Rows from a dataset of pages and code

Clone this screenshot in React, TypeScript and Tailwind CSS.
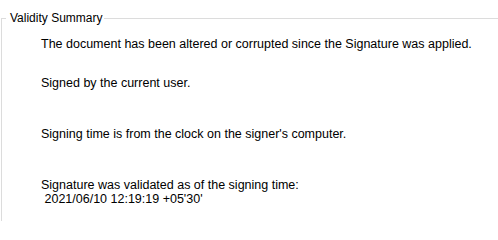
import React from "react";

const App = () => {
  return (
    <div
      className="w-[498px] h-[221px] overflow-hidden bg-white text-black"
      style={{ fontFamily: '"Liberation Sans", Arial, sans-serif' }}>
      <fieldset className="ml-[1px] mt-[11px] w-[520px] h-[260px] border-t border-l border-[#dcdcdc] px-0">
        <legend className="ml-[4px] pl-[4px] pr-[2px] text-[12px] leading-[14px]">Validity Summary</legend>
        <div className="pl-[39px] text-[12.5px] leading-[14px]">
          <p className="mt-[12px]">The document has been altered or corrupted since the Signature was applied.</p>
          <p className="mt-[25px]">Signed by the current user.</p>
          <p className="mt-[37px]">Signing time is from the clock on the signer's computer.</p>
          <p className="mt-[37px]">Signature was validated as of the signing time:</p>
          <p className="whitespace-pre">{" 2021/06/10 12:19:19 +05'30'"}</p>
        </div>
      </fieldset>
    </div>
  );
};

export default App;
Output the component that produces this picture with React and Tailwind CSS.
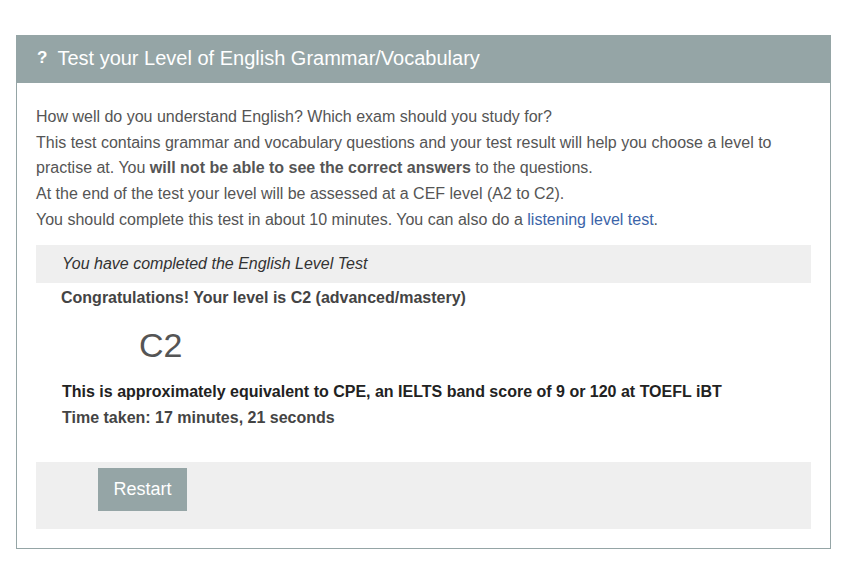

**What is required**
Make a tally of the lines in this data that include the string "React", and answer with that tally alone.

**Task result**
3